My question is whether there is any way to do better than this with a reasonable amount of effort.

+2  A: 

I'm not familiar with Hadoop, but don't forget that your JVM will have an implicit upper memory boundary imposed on it (64Mb for a server, if my memory is correct). I would check what memory configuration your JVM is running with (options here)

You can override this by specifying the upper memory limit thus:

java -Xmx512m

to (say) set the limit to 512Mb.

Setting CPU allocation is outside the remit of the JVM, and will be an OS-specific mechanism (if you can do it at all)

If you're dispatching these jobs in parallel from a JVM then running a single-thread (or limited thread) threadpool may well help you. However (again) this is dependent upon your implementation and more details are required.

Brian Agnew
A: 

If all you're trying to do is figure out which documents are crashing, you should put logging around the call to the NLP library, "about to map document x". When you see the OOM, the logs for the mapper will contain the document of doom. Like you said, you should then determine what characteristics of that document cause the library to crash.
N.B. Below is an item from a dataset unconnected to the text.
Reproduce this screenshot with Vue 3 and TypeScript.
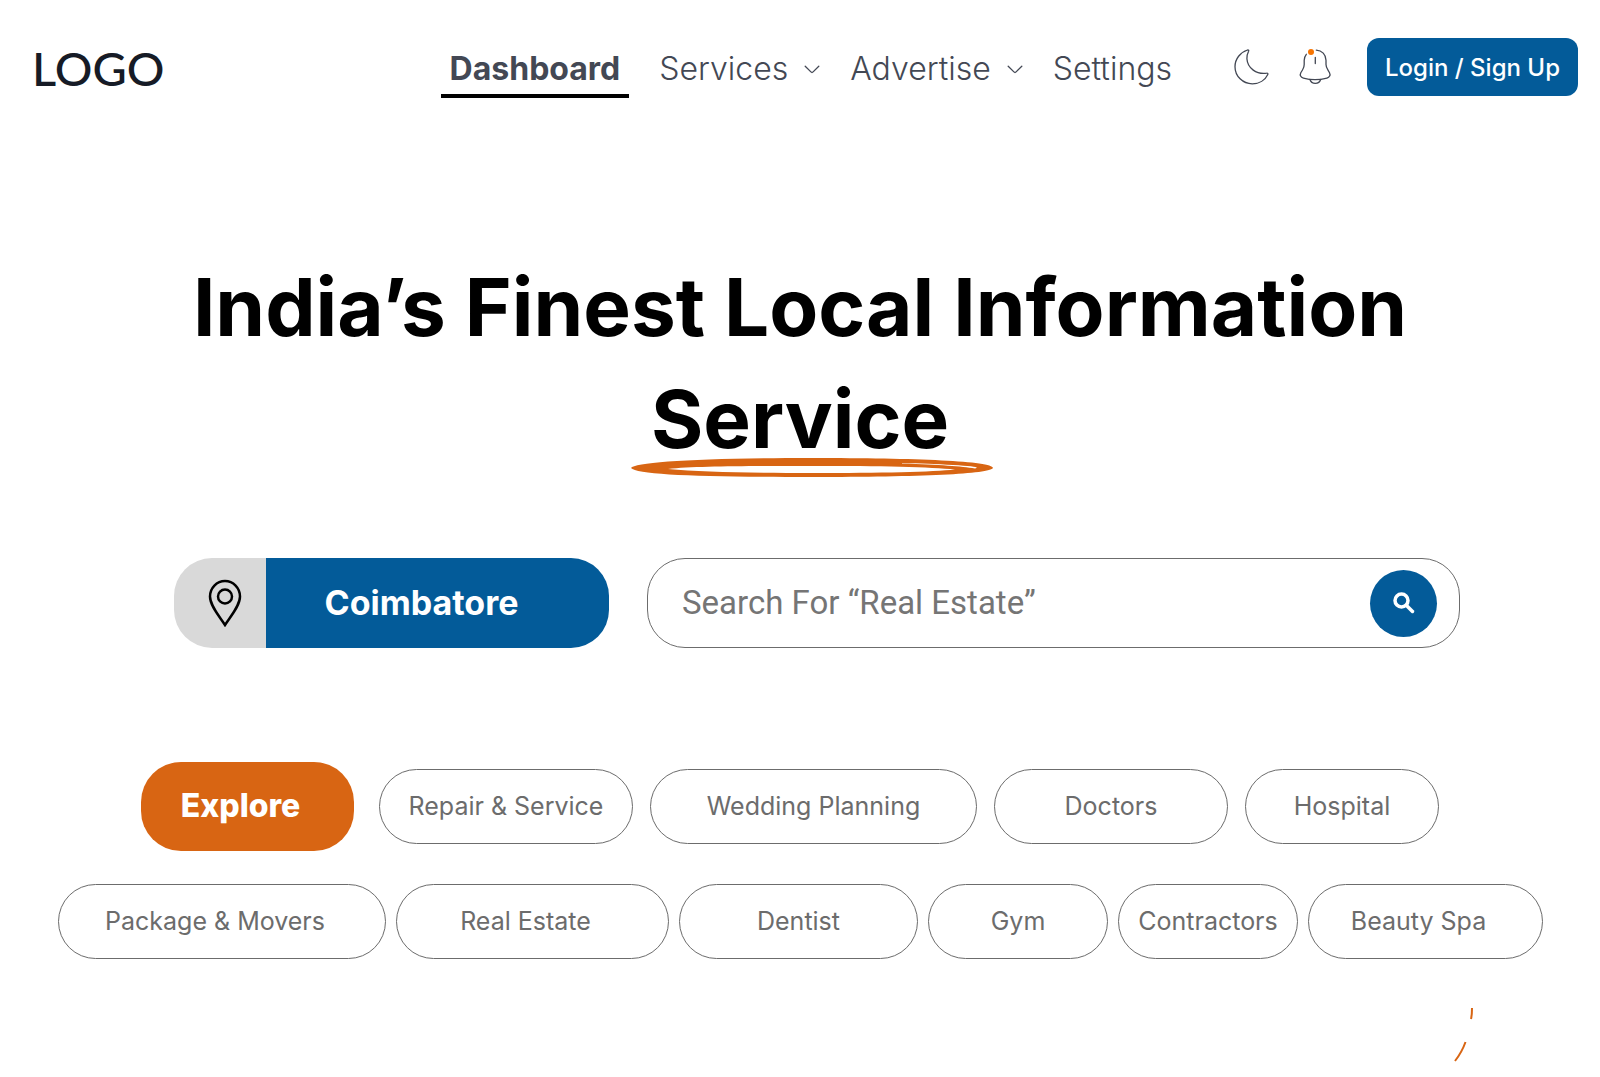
<script setup lang="ts">
import { ref } from 'vue'

interface NavItem {
  label: string
  active?: boolean
  menu?: boolean
}

interface Category {
  label: string
  tone?: string
}

const navItems: NavItem[] = [
  { label: 'Dashboard', active: true },
  { label: 'Services', menu: true },
  { label: 'Advertise', menu: true },
  { label: 'Settings' },
]

const featured: Category[] = [
  { label: 'Explore', tone: 'primary' },
  { label: 'Repair & Service' },
  { label: 'Wedding Planning' },
  { label: 'Doctors' },
  { label: 'Hospital' },
]

const more: Category[] = [
  { label: 'Package & Movers', tone: 'lean' },
  { label: 'Real Estate', tone: 'lean' },
  { label: 'Dentist' },
  { label: 'Gym' },
  { label: 'Contractors' },
  { label: 'Beauty Spa', tone: 'lean' },
]

const query = ref('')
</script>

<template>
  <div class="page">
    <header class="header">
      <a class="logo" href="#">LOGO</a>
      <nav class="nav" aria-label="Main">
        <a
          v-for="item in navItems"
          :key="item.label"
          href="#"
          class="nav-link"
          :class="{ active: item.active }"
        >
          {{ item.label }}
          <svg v-if="item.menu" class="chevron" viewBox="0 0 16 9" aria-hidden="true">
            <path d="M1.2 1.2 6.9 6.9Q8 8 9.1 6.9L14.8 1.2" />
          </svg>
        </a>
      </nav>
      <div class="tools">
        <button class="icon-button" type="button" aria-label="Dark mode">
          <svg viewBox="0 0 36 36" aria-hidden="true">
            <path
              d="M13.6 1C6.4 3.2 1 9.900 1 17.700 1 27.200 8.800 34.800 18.300 34.800 25.200 34.800 31.200 31 33.800 25.400 34.200 24.500 33.600 24 32.700 24.200 22.500 25.600 13.600 19.400 12.900 9.700 12.700 7 13.300 4.800 14.600 2.300 15 1.400 14.500.8 13.600 1Z"
            />
          </svg>
        </button>
        <button class="icon-button" type="button" aria-label="Notifications">
          <svg viewBox="0 0 36 36" aria-hidden="true">
            <path
              d="M18.300 1.100C24 1.300 27.900 5.600 28 11.200V15.600C28 17.800 28.800 19.300 30 21.200L31.500 23.700C32.800 26.200 31.500 28.400 28.900 29.100 21.600 31 12.400 31 5.400 29.100 2.700 28.400 1.500 26.200 2.800 23.700L4.500 21C5.700 19.200 6.200 17.800 6.200 15.600V11.200C6.300 8.700 7 6.900 8.300 5.300"
            />
            <path d="M17.300 8.300V14.500M11.800 30.300C12.600 32.800 14.400 34.400 17.300 34.400S22 32.800 22.800 30.300" />
            <circle class="dot" cx="13" cy="3" r="3" />
          </svg>
        </button>
      </div>
      <button class="login" type="button">Login / Sign Up</button>
    </header>

    <main>
      <h1 class="title">
        India’s Finest Local Information
        <span class="marked">
          Service
          <svg class="scribble" viewBox="0 0 362 20" aria-hidden="true">
            <path
              fill-rule="evenodd"
              d="M0 10C4 4 70 0 181 0 285 0 362 3 362 10 359 16 290 19 181 19 72 19 6 17 0 10ZM37 11C70 14 120 15 181 15 250 15 302 14 324 11.500 300 9 250 8 181 8 120 8 65 8 37 11ZM271 5.500C310 7 330 8 344 10.500 350 9.500 342 8 322 7 305 6 290 5.500 271 5Z"
            />
          </svg>
        </span>
      </h1>

      <form class="finder" role="search" @submit.prevent>
        <button class="location" type="button">
          <span class="pin">
            <svg viewBox="0 0 34 48" aria-hidden="true">
              <path d="M17 46C12 38 2 27 2 17.500A15 15.500 0 0 1 32 17.500C32 27 22 38 17 46Z" />
              <circle cx="17" cy="17.500" r="7" />
            </svg>
          </span>
          <span class="city">Coimbatore</span>
        </button>
        <div class="search">
          <input
            v-model="query"
            type="text"
            aria-label="Search"
            placeholder="Search For “Real Estate”"
          />
          <button class="submit" type="submit" aria-label="Search">
            <svg viewBox="0 0 22 22" aria-hidden="true">
              <circle cx="8.500" cy="8.500" r="6.500" />
              <path d="M13.500 13.500 19.500 19.500" />
            </svg>
          </button>
        </div>
      </form>

      <div class="chips featured">
        <button v-for="c in featured" :key="c.label" type="button" class="chip" :class="c.tone">
          {{ c.label }}
        </button>
      </div>
      <div class="chips more">
        <button v-for="c in more" :key="c.label" type="button" class="chip" :class="c.tone">
          {{ c.label }}
        </button>
      </div>
    </main>

    <svg class="arc" viewBox="0 0 20 56" aria-hidden="true">
      <path d="M18 1Q18 8 17 12M11.500 35Q8 45 1 54" />
    </svg>
  </div>
</template>

<style>
body {
  background: #fff;
}
</style>

<style scoped>
.page {
  font-family: Inter, 'Noto Sans', sans-serif;
  color: #000;
  overflow: hidden;
}

button {
  font-family: inherit;
  border: 0;
  padding: 0;
  cursor: pointer;
}

a {
  color: inherit;
  text-decoration: none;
}

.header {
  display: flex;
  align-items: center;
  padding: 38px 22px 0 32px;
  height: 58px;
}

.logo {
  font-family: Lato, sans-serif;
  font-size: 47px;
  font-weight: 500;
  line-height: 58px;
  color: #161b26;
  margin-right: auto;
  padding-top: 2px;
}

.nav {
  display: flex;
  gap: 30px;
}

.nav-link {
  display: flex;
  align-items: center;
  gap: 16px;
  font-size: 32px;
  line-height: 50px;
  font-weight: 300;
  color: #434854;
  padding-top: 8px;
  border-bottom: 4px solid transparent;
}

.nav-link.active {
  font-weight: 700;
  padding: 8px 9px 0;
  border-bottom-color: #000;
}

.chevron {
  width: 16px;
  height: 9px;
  fill: none;
  stroke: #434854;
  stroke-width: 1.3;
  stroke-linecap: round;
}

.tools {
  display: flex;
  gap: 28px;
  margin: 0 33px 0 62px;
}

.icon-button {
  width: 36px;
  height: 36px;
  background: none;
}

.icon-button svg {
  display: block;
  width: 36px;
  height: 36px;
  fill: none;
  stroke: #434854;
  stroke-width: 1.3;
  stroke-linecap: round;
}

.icon-button .dot {
  fill: #f77400;
  stroke: none;
}

.login {
  width: 211px;
  height: 58px;
  border-radius: 12px;
  background: #035b99;
  color: #fff;
  font-size: 24px;
  font-weight: 500;
}

.title {
  margin: 155px auto 0;
  font-size: 80px;
  line-height: 112px;
  font-weight: 700;
  text-align: center;
}

.marked {
  position: relative;
  display: table;
  margin: 0 auto;
}

.scribble {
  position: absolute;
  left: 50%;
  bottom: -3px;
  width: 362px;
  height: 20px;
  margin-left: -169px;
  fill: #d86513;
}

.finder {
  display: grid;
  grid-template-columns: 435fr 813fr;
  gap: 38px;
  padding: 0 140px 0 174px;
  margin-top: 83px;
}

.location {
  display: flex;
  height: 90px;
  background: none;
}

.pin {
  display: flex;
  align-items: center;
  justify-content: center;
  width: 92px;
  height: 90px;
  padding-left: 10px;
  box-sizing: border-box;
  border-radius: 38px 0 0 38px;
  background: #d9d9d9;
}

.pin svg {
  width: 34px;
  height: 48px;
  fill: none;
  stroke: #000;
  stroke-width: 2.500;
}

.city {
  flex: 1;
  padding-right: 32px;
  border-radius: 0 38px 38px 0;
  background: #035b99;
  color: #fff;
  font-size: 34px;
  line-height: 90px;
  font-weight: 700;
}

.search {
  display: flex;
  align-items: center;
  box-sizing: border-box;
  min-width: 0;
  height: 90px;
  padding: 0 22px 0 34px;
  border: 1px solid #6c6c6c;
  border-radius: 38px;
}

.search input {
  flex: 1;
  min-width: 0;
  height: 60px;
  padding: 0 0 2px;
  box-sizing: border-box;
  border: 0;
  outline: 0;
  background: none;
  color: #6c6c6c;
  font-family: Roboto, sans-serif;
  font-size: 33px;
}

.search input::placeholder {
  color: #757575;
  opacity: 1;
}

.submit {
  display: flex;
  align-items: center;
  justify-content: center;
  width: 67px;
  height: 67px;
  border-radius: 50%;
  background: #035b99;
}

.submit svg {
  width: 22px;
  height: 22px;
  fill: none;
  stroke: #fff;
  stroke-width: 3.500;
  stroke-linecap: round;
}

.chips {
  display: grid;
  align-items: center;
}

.featured {
  grid-template-columns: 221fr 254fr 327fr 234fr 194fr;
  gap: 17px;
  padding: 0 161px 0 141px;
  margin-top: 114px;
}

.more {
  grid-template-columns: 328fr 273fr 239fr 180fr 180fr 235fr;
  gap: 10px;
  padding: 0 57px 0 58px;
  margin-top: 33px;
}

.chip {
  box-sizing: border-box;
  height: 75px;
  padding-bottom: 2px;
  border: 1px solid #6c6c6c;
  border-radius: 38px;
  background: #fff;
  color: #6c6c6c;
  font-size: 25px;
  white-space: nowrap;
}

.chip.lean {
  padding-right: 14px;
}

.chip.primary {
  height: 89px;
  margin-right: 8px;
  padding-right: 14px;
  border: 0;
  border-radius: 40px;
  background: #d86513;
  color: #fff;
  font-size: 32px;
  font-weight: 800;
}

.arc {
  display: block;
  width: 20px;
  height: 56px;
  margin: 48px 126px 0 auto;
  fill: none;
  stroke: #d86513;
  stroke-width: 2;
}
</style>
In my experience, especially if the documents were created by people on the Internet, you will find some crazy huge document somewhere. At that point you have to decide what to do with such documents; either to ignore them, maybe truncate them.

+1  A: 

Just catch the OutOfMemoryError, log which document you were on, then move on to the next one. The garbage collector will make sure you have enough memory for the next document.

(This is one of the strategies I use with the Stanford dependency parser to move on to the next sentence if one sentence is too long or convoluted to parse.)